Priscilla Susan Falkner Bury (British, 1799–1872), Amaryllis Psitticina. Liverpool: Botanic Garden.
Priscilla Susan Falkner Bury (British, 1799–1872)
Amaryllis Psitticina. Liverpool: Botanic Garden.
Watercolor and gouache on paper with ink inscription numbered 2 in red wax crayon on verso
Paper size: 22 x 17 1/2 in.
Frame size: 29 1/4 x 24 1/2 in.
Provenance: Private Collection, Hertfordshire
The Parrot Amaryllis. Published as plate 23 in Bury’s celebrated “A Selection of Hexandrian Plants”: “This bulb was received at the Liverpool Botanic Garden from St. Paul in Brazil, in 1810. It is figured in the Botanical Register, No. 199, from a plant in Mr. Griffin’s collection at South Lambeth, where it is said to have flowered for the first time in this country in March 1817, but the plant at the Liverpool Garden flowered in great perfection, and was drawn by Miss Miller, at that time artist to the Botanic Garden, in 1813... The flowers of the parrot Amaryllis, both at the Botanic Garden and at Mr. Harrison’s are much larger and richer than the figure in the Register, but smaller and paler specimens are also frequent. Mr. Harrison has a magnificent seedling from Psittacina and Johnsoni”.
Bury grew up in Lancashire and drew plants “raised in the greenhouses of her family home, Fairfield (demolished 1913), 2 miles east of Liverpool and, by 1829, had enough studies of lilies and allied plants for publication, a venture promoted by her friend, William Swainson. She modeled her proposed book, then tentatively named ‘Drawings of lilies,’ on William Roscoe’s Monandrian Plants (1824-8), with the plates to be accompanied by brief letterpresses based on her notes. Indeed, she even used Roscoe’s book prospectus as a model for her own. In it, she advertised her ‘Drawings of Liliaceous Plants arranged by Botanists in the genera Crinum, Amaryllis, Pancratium …’, to appear in ten numbers, each of five plates lithographed by Hullmandel, subscribers paying a guinea a name, others 27s.

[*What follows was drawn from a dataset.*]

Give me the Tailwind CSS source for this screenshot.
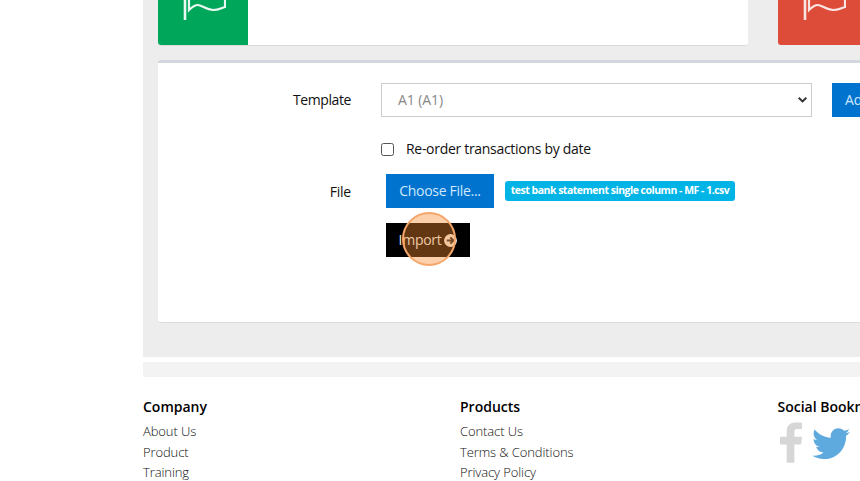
<!DOCTYPE html>
<html><head><meta charset="utf-8"><script src="https://cdn.jsdelivr.net/npm/@tailwindcss/browser@4"></script></head>
<body class="bg-white overflow-hidden font-['Open_Sans',sans-serif] text-[14px] tracking-[-0.2px] text-[#111]">
<div class="w-[860px] h-[481px] overflow-hidden pl-[143px] relative">
  <div class="w-[900px]">
    <div class="bg-[#eeeded] h-[357px] pl-[15px] flex flex-col">
      <div class="flex gap-[30px] h-[46px] shrink-0">
        <div class="w-[590px] bg-white rounded-b-[3px] border-b border-[#dadada] flex">
          <div class="w-[90px] h-[45px] bg-[#00a65a] rounded-bl-[3px] flex justify-center items-start">
            <svg width="46" height="22" viewBox="0 0 46 22" fill="none" stroke="#e9f8f0"><path stroke-width="2.6" d="M5 0V20"/><path stroke-width="2.2" d="M9 0V10C12 7 15 5 18 5S27 10 33 10S41 8 45 7V0"/></svg>
          </div>
        </div>
        <div class="w-[90px] h-[45px] bg-[#dd4b39] rounded-bl-[3px] flex justify-center items-start">
          <svg width="46" height="22" viewBox="0 0 46 22" fill="none" stroke="#f9e6e3"><path stroke-width="2.6" d="M5 0V20"/><path stroke-width="2.2" d="M9 0V10C12 7 15 5 18 5S27 10 33 10S41 8 45 7V0"/></svg>
        </div>
      </div>
      <div class="mt-[14px] h-[263px] bg-white border-t-[3px] border-[#d2d6de] border-b border-b-[#dcdcdc] rounded-[3px] shrink-0">
        <div class="flex items-start mt-[20px]">
          <label class="w-[193px] text-right leading-[34px] text-[14px] tracking-[-0.4px]">Template</label>
          <div class="ml-[30px] w-[431px] h-[34px] border border-[#ccc] flex items-center justify-between pl-[16px] pr-[4px] text-[#888] text-[14px] tracking-[-0.1px]">
            <span class="mb-[2px]">A1 (A1)</span>
            <svg width="9" height="6" viewBox="0 0 9 6" fill="none" stroke="#333" stroke-width="2"><path d="M0.7 0.8L4.5 4.4L8.3 0.8"/></svg>
          </div>
          <button class="ml-[20px] w-[80px] h-[34px] bg-[#0073cf] text-[#cfe8fb] text-left pl-[13px] pb-[2px] tracking-normal">Add</button>
        </div>
        <div class="flex items-center mt-[20px] ml-[223px] h-[24px]">
          <span class="w-[13px] h-[13px] border border-[#555] rounded-[2.5px] bg-white"></span>
          <span class="ml-[12px] mb-[2px] tracking-[-0.3px]">Re-order transactions by date</span>
        </div>
        <div class="flex items-center mt-[13px]">
          <label class="w-[193px] text-right">File</label>
          <button class="ml-[35px] w-[108px] h-[34px] bg-[#0073cf] text-[#cfe8fb] pb-[2px] tracking-[-0.3px]">Choose File...</button>
          <span class="ml-[11px] mt-[-1px] h-[20px] w-[230px] text-center bg-[#00b5e6] text-white text-[10.5px] font-bold leading-[18px] rounded-[3px] tracking-[-0.5px] whitespace-nowrap">test bank statement single column - MF - 1.csv</span>
        </div>
        <div class="ml-[228px] mt-[15px]">
          <button class="relative w-[84px] h-[34px] bg-black text-[#eee] flex items-center justify-center gap-[3px] tracking-[-0.3px]">
            <span class="mb-[2px]">Import</span>
            <svg width="13" height="13" viewBox="0 0 13 13"><circle cx="6.5" cy="6.5" r="6.4" fill="#f6f0e8"/><path d="M2.800 6.500H9M6.300 3.400L9.500 6.500L6.300 9.600" fill="none" stroke="#222" stroke-width="2"/></svg>
            <span class="absolute left-[16px] top-[-11px] w-[54px] h-[54px] rounded-full bg-[#f58a2e]/40 border-2 border-[#f5a66a]"></span>
          </button>
        </div>
      </div>
    </div>
    <div class="mt-[5px] h-[15px] bg-[#f3f3f3]"></div>
    <div class="flex mt-[20px]">
      <div class="w-[317px]">
        <h4 class="font-semibold text-[14px] leading-[20px] tracking-normal text-black">Company</h4>
        <ul class="mt-[4px] text-[13px] font-light leading-[20.5px] tracking-[-0.1px] text-[#111]"><li>About Us</li><li>Product</li><li>Training</li></ul>
      </div>
      <div class="w-[317.500px]">
        <h4 class="font-semibold text-[14px] leading-[20px] tracking-normal text-black">Products</h4>
        <ul class="mt-[4px] text-[13px] font-light leading-[20.5px] tracking-[-0.1px] text-[#111]"><li>Contact Us</li><li>Terms &amp; Conditions</li><li>Privacy Policy</li></ul>
      </div>
      <div>
        <h4 class="font-semibold text-[14px] leading-[20px] tracking-normal text-black whitespace-nowrap">Social Bookmarks</h4>
        <div class="flex items-start gap-[9px] mt-[5px] ml-[2px]">
          <svg width="23" height="41" viewBox="0 0 24 42"><path fill="#d6d6d6" d="M7 42V23H0V15H7V9C7 3 11 0 16 0C19 0 22 0 23 .5V7H18C15.5 7 15 8.5 15 10V15H23L22 23H15V42Z"/></svg>
          <svg width="38" height="32" viewBox="0 0 24 20" class="mt-[6px]"><path fill="#5ea9dd" d="M24 2.400c-.9.4-1.800.7-2.800.8 1-.6 1.800-1.600 2.200-2.700-1 .6-2 1-3.100 1.200C19.300.7 18 .1 16.700.1c-2.700 0-4.900 2.200-4.900 4.900 0 .4 0 .8.100 1.100C7.800 5.900 4.200 4 1.700.9 1.200 1.700 1 2.500 1 3.400c0 1.700.9 3.200 2.200 4.100-.8 0-1.600-.2-2.200-.6v.1c0 2.400 1.700 4.400 3.900 4.800-.7.200-1.500.2-2.200.1.600 2 2.400 3.400 4.600 3.400-1.700 1.300-3.800 2.100-6.100 2.100-.4 0-.8 0-1.200-.1 2.200 1.400 4.800 2.200 7.500 2.200 9.100 0 14-7.500 14-14v-.6c1-.7 1.800-1.600 2.500-2.500z"/></svg>
        </div>
      </div>
    </div>
  </div>
</div>
</body></html>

“On 4 March 1830, at Walton on the Hill, Priscilla Falkner married Edward Bury (1794-1858), a railway engineer; the couple had at least three sons, born between 1831 and 1835. In 1831 Priscilla Bury’s drawings began to be published as A Selection of Hexandrian Plants, the large (64 cm × 48 cm) plates being engraved by Robert Havell; the work had only seventy-nine subscribers. Fifty-one plates appeared in ten fascicles, the last in 1834, but whether or not the text is Bury’s is unclear. The plates are fine-grained aquatints, partly printed in colour and retouched by hand... The published work has been praised as ‘certainly one of the most effective colour-plate folios of its period’ (Blunt and Stearn, 248)” (D. J. Mabberley for DNB).
Havell’s skill was beautifully married to Bury’s watercolors of hexandrian plants. Tomasi notes: “[he] managed to translate the artist’s fine watercolours into aquatints of even more striking beauty,” described by Dunthorne as “finely coloured plates of perfect technique, very decorative and ‘modern’’’ in feeling. Just 79 subscribers are listed (including Audubon), and it is unlikely that the number produced was much beyond that, accounting for its scarcity, which is noted by both Stafleu and Cowan and Pritzel.
William Harrison, a merchant, living in Rio de Janeiro during the 1830s and 1840s, sent many beautiful Brazilian plants, to his brother Richard in Liverpool, whose residence at Aigburth was in those days a Mecca to which lovers of exotic flowers paid annual pilgrimages.